Is Apple purposely making the lives of former iPhone users a little miserable? That is the question at the heart of a new lawsuit filed against the tech giant last week.
The lawsuit, led by plaintiff Adrienne Moore, who is seeking class-action status, claims Apple "penalizes" iPhone users who decide to switch to another type of smartphone by not sending along iMessages from remaining iPhone friends.
When an iPhone user switches to another brand of phone, any iMessages he or she receives from old texting partners theoretically should come through as text messages. But for some reason, that isn't the case: Messages sent by current iMessage users to former iMessage users have been getting lost in the cloud for some time now.
As the formal complaint (embedded in full below) puts it:
"Put simply, Apple's iMessage service and Messages application penalizes those Apple device owners who deign to switch away from Apple to other non-Apple wireless cellular devices. These former Apple device owners are penalized and injured by having Apple's iMessage service and Messages application fail to deliver text messages sent from Apple devices to the new non-Apple devices of these former Apple device users."

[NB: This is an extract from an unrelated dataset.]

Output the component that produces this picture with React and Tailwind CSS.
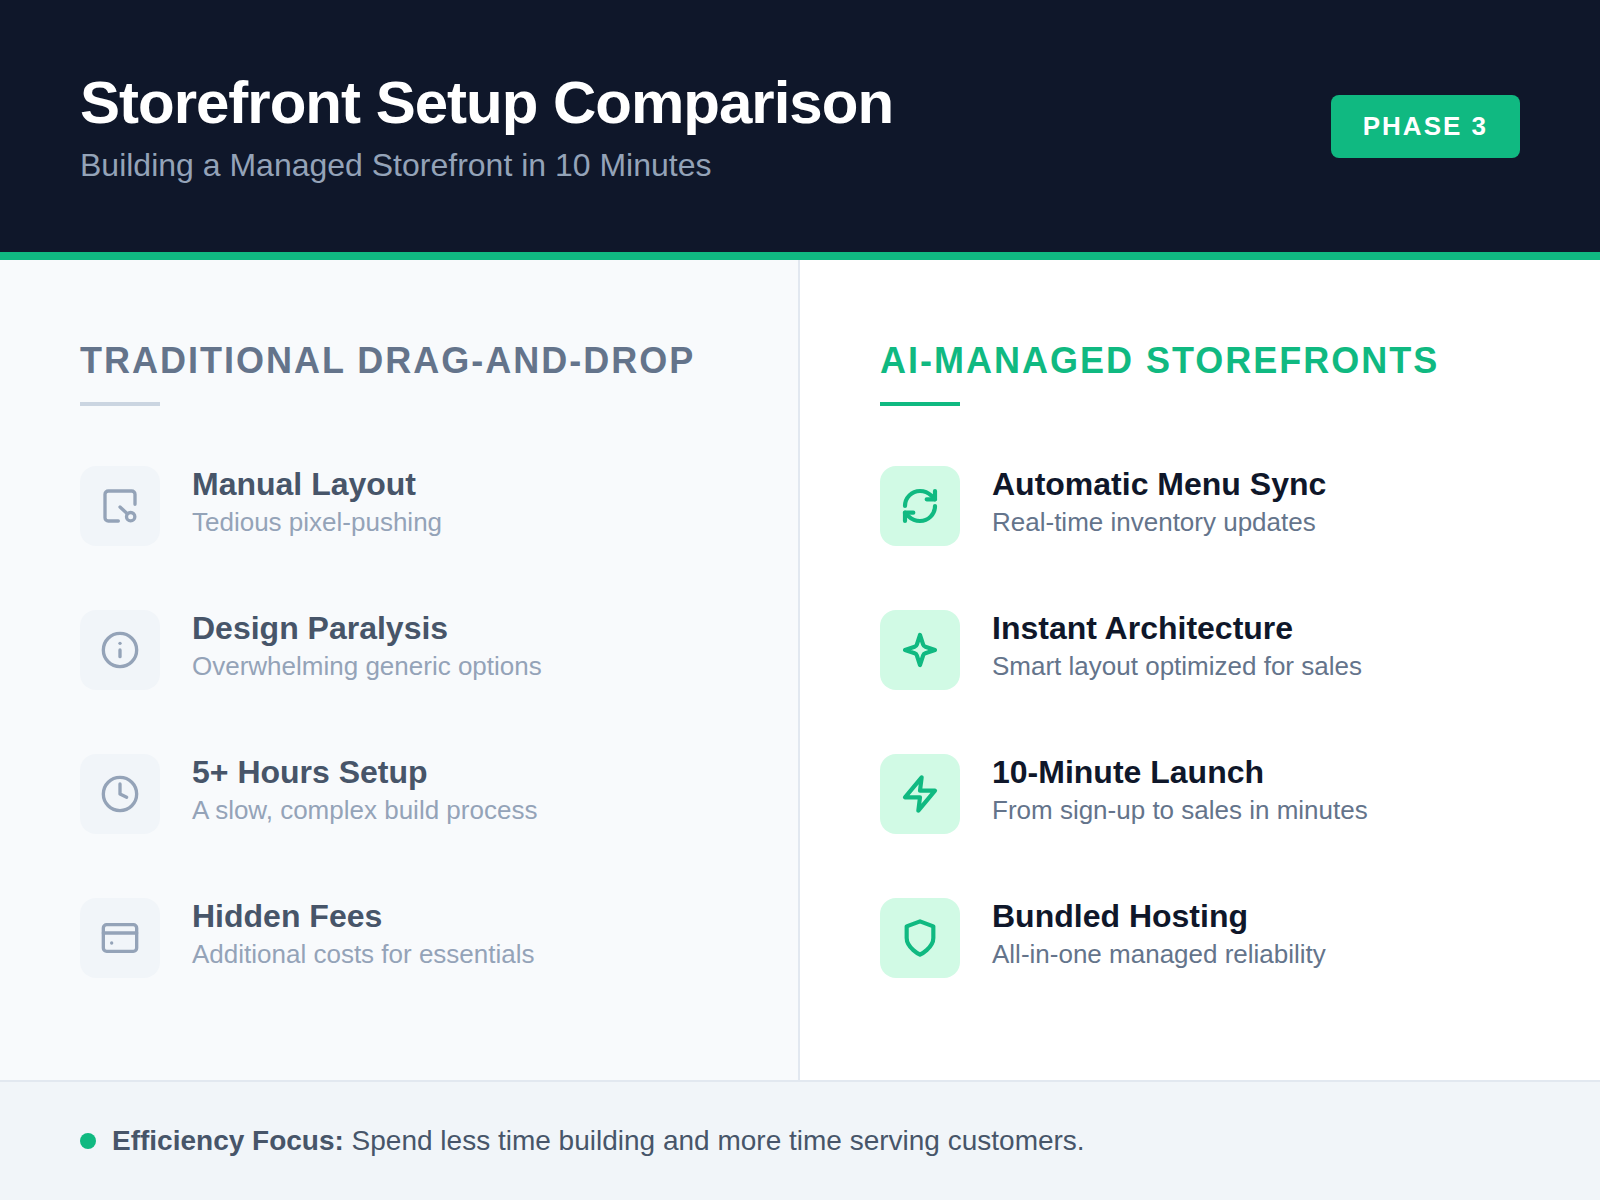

The problem is a longstanding one, according to CNET -- one which first surfaced when iMessage was introduced in 2011 and has affected a select group of former iPhone users ever since.
Apple has created a support page dedicated to the issue. But according to multiple accounts, the suggested solutions either don't work or don't go far enough. Apple did not immediately return a request for comment by The Huffington Post.
While the issue appears to have begun as a glitch, Apple's apparent inability to, or lack of interest in, fixing the bug has enraged those affected by it.
"[Adrienne Moore's] experience is neither isolated nor anomalous," the complaint reads. "Across the country, countless of similarly situated former Apple device owners, who have since switched away from Apple ... have experienced the same fate of undelivered text messages."